[START OF Extracted information]
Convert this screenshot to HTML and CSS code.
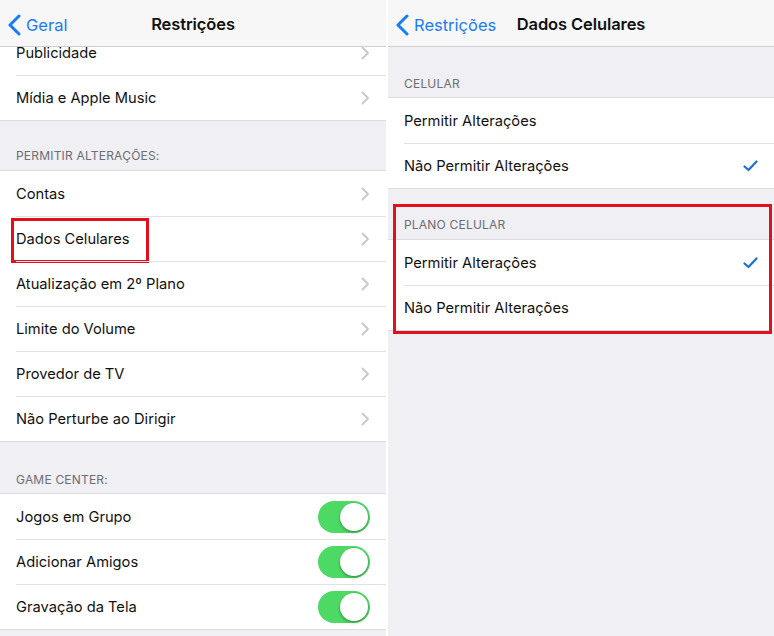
FILE: index.html
```html
<!DOCTYPE html>
<html lang="pt-BR">
<head>
    <meta charset="UTF-8">
    <meta name="viewport" content="width=device-width, initial-scale=1.0">
    <title>Restrições - Dados Celulares</title>
    <link rel="stylesheet" href="styles.css">
</head>
<body>
    <div class="screens">
        <!-- tela da esquerda -->
        <section class="screen restrictions">
            <header class="navbar">
                <a class="back" href="#">
                    <svg width="13" height="22" viewBox="0 0 13 22"><path d="M11 2 L2 11 L11 20" fill="none" stroke="currentColor" stroke-width="3" stroke-linecap="round" stroke-linejoin="round"/></svg>
                    <span>Geral</span>
                </a>
                <h1>Restrições</h1>
            </header>
            <div class="content">
                <ul class="group scrolled">
                    <li class="row"><span>Publicidade</span><i class="chevron"></i></li>
                    <li class="row"><span>Mídia e Apple Music</span><i class="chevron"></i></li>
                </ul>
                <div class="section-title">PERMITIR ALTERAÇÕES:</div>
                <ul class="group">
                    <li class="row"><span>Contas</span><i class="chevron"></i></li>
                    <li class="row marked"><span>Dados Celulares</span><i class="chevron"></i><b class="mark-box"></b></li>
                    <li class="row"><span>Atualização em 2º Plano</span><i class="chevron"></i></li>
                    <li class="row"><span>Limite do Volume</span><i class="chevron"></i></li>
                    <li class="row"><span>Provedor de TV</span><i class="chevron"></i></li>
                    <li class="row"><span>Não Perturbe ao Dirigir</span><i class="chevron"></i></li>
                </ul>
                <div class="section-title tall">GAME CENTER:</div>
                <ul class="group">
                    <li class="row"><span>Jogos em Grupo</span><i class="toggle on"></i></li>
                    <li class="row"><span>Adicionar Amigos</span><i class="toggle on"></i></li>
                    <li class="row"><span>Gravação da Tela</span><i class="toggle on"></i></li>
                </ul>
            </div>
        </section>

        <!-- tela da direita -->
        <section class="screen">
            <header class="navbar">
                <a class="back" href="#">
                    <svg width="13" height="22" viewBox="0 0 13 22"><path d="M11 2 L2 11 L11 20" fill="none" stroke="currentColor" stroke-width="3" stroke-linecap="round" stroke-linejoin="round"/></svg>
                    <span>Restrições</span>
                </a>
                <h1>Dados Celulares</h1>
            </header>
            <div class="content">
                <div class="section-title first">CELULAR</div>
                <ul class="group">
                    <li class="row"><span>Permitir Alterações</span></li>
                    <li class="row"><span>Não Permitir Alterações</span><i class="check"></i></li>
                </ul>
                <div class="marked-section">
                    <div class="section-title">PLANO CELULAR</div>
                    <ul class="group">
                        <li class="row"><span>Permitir Alterações</span><i class="check"></i></li>
                        <li class="row"><span>Não Permitir Alterações</span></li>
                    </ul>
                    <b class="mark-box"></b>
                </div>
            </div>
        </section>
    </div>

    <script>
        // desenha os checks azuis e as setinhas
        document.querySelectorAll(".check").forEach(function (el) {
            el.innerHTML = '<svg width="15" height="12" viewBox="0 0 15 12"><path d="M1.5 6.5 L5.5 10 L13.5 1.5" fill="none" stroke="currentColor" stroke-width="2.2" stroke-linecap="round" stroke-linejoin="round"/></svg>';
        });
        document.querySelectorAll(".chevron").forEach(function (el) {
            el.innerHTML = '<svg width="9" height="14" viewBox="0 0 9 14"><path d="M1.5 1.5 L7 7 L1.5 12.5" fill="none" stroke="currentColor" stroke-width="1.8" stroke-linecap="round" stroke-linejoin="round"/></svg>';
        });
    </script>
</body>
</html>
```

FILE: styles.css
```css
* {
    box-sizing: border-box;
}

body {
    margin: 0;
    background: #ffffff;
    font-family: Inter, 'Liberation Sans', Arial, sans-serif;
    color: #111;
}

.screens {
    display: flex;
    gap: 2px;
    width: 774px;
    height: 636px;
    overflow: hidden;
}

.screen {
    flex: 1;
    display: flex;
    flex-direction: column;
    background: #efeff4;
    overflow: hidden;
}

.navbar {
    position: relative;
    height: 47px;
    flex-shrink: 0;
    display: flex;
    align-items: center;
    padding-top: 2px;
    background: #f7f7f7;
    border-bottom: 1px solid #cfcfd3;
    z-index: 2;
}

.navbar h1 {
    flex: 1;
    margin: 0;
    text-align: center;
    font-size: 16.5px;
    font-weight: 600;
    letter-spacing: -0.1px;
}

.back {
    position: absolute;
    left: 8px;
    top: 14px;
    display: flex;
    align-items: center;
    gap: 5px;
    color: #1b7cf2;
    text-decoration: none;
    font-size: 16.5px;
}

.content {
    flex: 1;
}

.group {
    list-style: none;
    margin: 0;
    padding: 0;
    background: #fff;
    border-top: 1px solid #dcdce0;
    border-bottom: 1px solid #dcdce0;
}

.group.scrolled {
    margin-top: -17px;
    border-top: none;
}

.row {
    position: relative;
    height: 45px;
    display: flex;
    align-items: center;
    justify-content: space-between;
    padding: 0 16px;
    font-size: 14.7px;
}

.row + .row::before {
    content: '';
    position: absolute;
    left: 16px;
    right: 0;
    top: 0;
    border-top: 1px solid #e1e1e4;
}

.section-title {
    height: 50px;
    display: flex;
    align-items: flex-end;
    padding: 0 16px 7px;
    font-size: 12px;
    color: #6d6d72;
    letter-spacing: 0.2px;
}

.restrictions .section-title {
    height: 49px;
}

.restrictions .section-title.tall {
    height: 51px;
    padding-bottom: 6px;
}

.section-title.first {
    padding-bottom: 6px;
}

.chevron {
    display: flex;
    color: #c7c7cc;
}

.check {
    display: flex;
    color: #1d6fd6;
}

.toggle {
    position: relative;
    width: 52px;
    height: 32px;
    border-radius: 16px;
    background: #4cd964;
}

.toggle::after {
    content: '';
    position: absolute;
    right: 2px;
    top: 2px;
    width: 28px;
    height: 28px;
    border-radius: 50%;
    background: #fff;
    box-shadow: 0 2px 3px rgba(0, 0, 0, 0.25), 0 0 0 0.5px rgba(0, 0, 0, 0.1);
}

/* caixas vermelhas de destaque */
.marked-section {
    position: relative;
}

.mark-box {
    position: absolute;
    border: 3px solid #e3101c;
    pointer-events: none;
}

.row .mark-box {
    left: 11px;
    top: 2px;
    width: 138px;
    height: 45px;
}

.marked-section .mark-box {
    left: 5px;
    right: 2px;
    top: 15px;
    bottom: -3px;
}
```
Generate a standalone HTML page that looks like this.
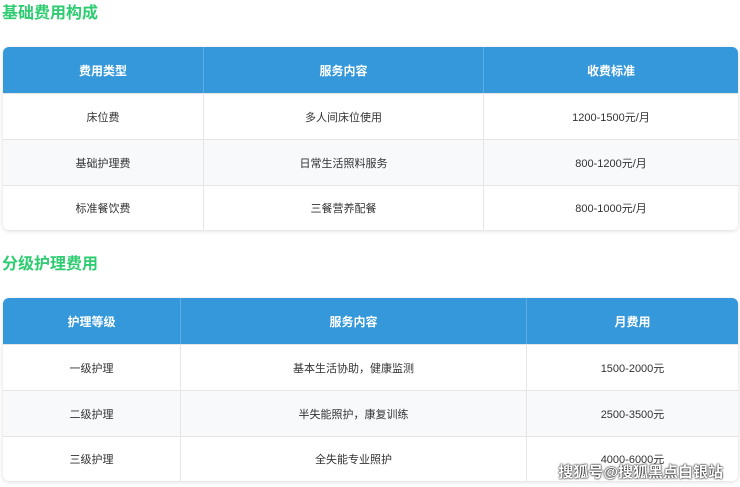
<!DOCTYPE html>
<html><head><meta charset="utf-8"><style>
body{margin:0;width:740px;height:487px;background:#fff;font-family:"Liberation Sans","Noto Sans CJK SC",sans-serif;position:relative;overflow:hidden}
h2{position:absolute;left:2px;margin:0;font-size:16px;color:#2ecc71;font-weight:bold;line-height:20px}
table{position:absolute;left:3px;width:735px;border-collapse:separate;border-spacing:0;border-radius:6px;overflow:hidden;box-shadow:0 1px 4px rgba(0,0,0,.15);font-size:11px;color:#333}
th{background:#3498db;color:#fff;font-weight:bold;height:46px;border-right:1px solid #5dade2;padding:0;font-size:12px}
td{text-align:center;border-right:1px solid #e5e5e5;border-top:1px solid #e5e5e5;padding:0}
th:last-child,td:last-child{border-right:none}
tr:nth-child(odd) td{background:#f7f9fb}
.wm{position:absolute;right:17px;bottom:5px;color:#fff;font-size:15px;font-weight:bold;text-shadow:0 0 2px #000,0 0 1px #000}
</style></head><body>
<h2 style="top:4px">基础费用构成</h2>
<table style="top:47px">
<tr><th style="width:200px">费用类型</th><th style="width:279px">服务内容</th><th>收费标准</th></tr>
<tr><td style="height:45px">床位费</td><td>多人间床位使用</td><td>1200-1500元/月</td></tr>
<tr><td style="height:45px">基础护理费</td><td>日常生活照料服务</td><td>800-1200元/月</td></tr>
<tr><td style="height:44px">标准餐饮费</td><td>三餐营养配餐</td><td>800-1000元/月</td></tr>
</table>
<h2 style="top:255px">分级护理费用</h2>
<table style="top:298px">
<tr><th style="width:177px">护理等级</th><th style="width:345px">服务内容</th><th>月费用</th></tr>
<tr><td style="height:45px">一级护理</td><td>基本生活协助，健康监测</td><td>1500-2000元</td></tr>
<tr><td style="height:45px">二级护理</td><td>半失能照护，康复训练</td><td>2500-3500元</td></tr>
<tr><td style="height:44px">三级护理</td><td>全失能专业照护</td><td>4000-6000元</td></tr>
</table>
<div class="wm">搜狐号@搜狐黑点白银站</div>
</body></html>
[END OF Extracted information]
== What the task asks ==
Only lines that contain the word "this" are wanted; copy each of them.

== Full answer ==
Convert this screenshot to HTML and CSS code.
Generate a standalone HTML page that looks like this.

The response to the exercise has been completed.